Raudkivi made his mortgage payments as agreed through July 2005, when he stopped making payments. He was granted a discharge in bankruptcy on October 19, 2006. The note and mortgage were assigned to the plaintiff in July 2011, and in July 2012 the plaintiff commenced this action to foreclose the mortgage. The plaintiff moved for summary judgment on the complaint insofar as asserted against Raudkivi and for an order of reference, and Raudkivi cross-moved for summary judgment dismissing the complaint insofar as asserted against him on the ground that it was barred by the statute of limitations. The Supreme Court granted the plaintiff's motion, denied Raudkivi's cross motion, and appointed a referee to compute the amount due to the plaintiff on the note and mortgage. Raudkivi appeals.
The plaintiff established its prima facie entitlement to judgment as a matter of law [*2]by producing the mortgage, the unpaid note, and evidence of the default (see Woori Am. Bank v Global Universal Group Ltd., 134 AD3d 699 ; Deutsche Bank Natl. Trust Co. v Abdan, 131 AD3d 1001, 1002 ; JP Morgan Chase Bank, N.A. v Schott, 130 AD3d 875, 876 ; Nationstar Mtge., LLC v Catizone, 127 AD3d 1151, 1152 ). In opposition to that prima facie showing, Raudkivi failed to raise a triable issue of fact.
Raudkivi contends that this mortgage foreclosure action is barred by the applicable six-year statute of limitations (see CPLR 213 ). He notes that the statute of limitations began to run in October 2001, when Greenpoint accelerated the debt and commenced the first action to foreclose the mortgage (see EMC Mtge.
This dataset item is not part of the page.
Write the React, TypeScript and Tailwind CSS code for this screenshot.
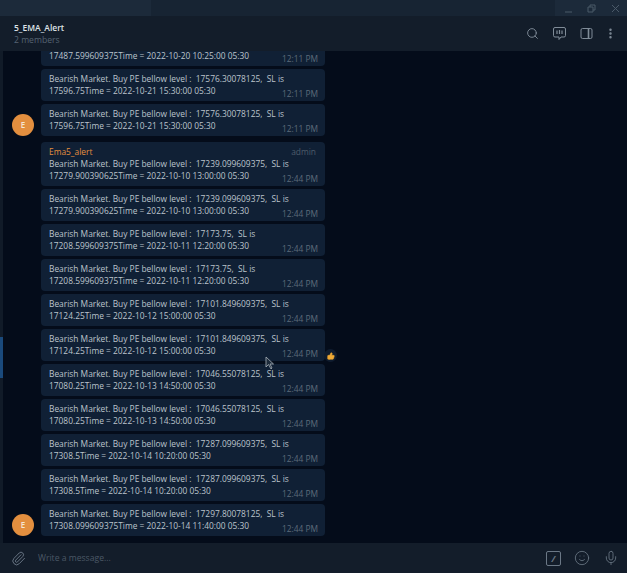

Corp. v Smith, 18 AD3d 602, 603 ; Clayton Natl. v Guldi, 307 AD2d 982, 982 ), and that the limitations period was tolled by the automatic bankruptcy stay when he filed his bankruptcy petition in October 2002 (see 11 USC § 362 [a]; Manufacturers & Traders Trust Co. v Foy, 43 AD3d 1005, 1007 ; Homeside Lending, Inc. v Watts, 16 AD3d 551, 552 ). He contends that the limitations period began to run again when he was granted his discharge in bankruptcy in October of 2006 (see 11 USC § 362 [c]  [C]), and ended in October 2011, by virtue of the one-year period between accrual of the claim in 2001 and the beginning of the bankruptcy stay in 2002.
However, Raudkivi's Chapter 13 bankruptcy plan, in which he acknowledged the mortgage debt and promised to repay it, renewed the limitations period (see General Obligations Law § 17-105 ; National Loan Invs., L.P. v Piscitello, 21 AD3d 537, 538 ; Albin v Dallacqua, 254 AD2d 444, 445 ; see e.g. Lew Morris Demolition Co. v Board of Educ. of City of N.Y., 40 NY2d 516, 520-521 ). The automatic bankruptcy stay, which was in effect when Raudkivi executed his Chapter 13 bankruptcy plan, tolled the renewed limitations period (see CPLR 204 [a]; Zuckerman v 234-6 W. 22 St. Corp., 267 AD2d 130 ; cf. Saini v Cinelli Enters., 289 AD2d 770, 771 ), so the renewed limitations period did not begin to run until Raudkivi was granted his discharge in bankruptcy in October of 2006 (see 11 USC § 362 [c]  [C]). Since this action was commenced less than six years later, in July of 2012, this action is not time-barred.
Raudkivi's remaining contentions are without merit.
Accordingly, the Supreme Court properly granted the plaintiff's motion for summary judgment on the complaint insofar as asserted against Raudkivi and for an order of reference. For the same reasons, Raudkivi failed to demonstrate his prima facie entitlement to judgment as a matter of law dismissing the complaint insofar as asserted against him, and therefore, the court properly denied his cross motion (see Winegrad v New York Univ. Med. Ctr., 64 NY2d 851, 853 ). Mastro, J.P., Hall, Maltese and LaSalle, JJ., concur.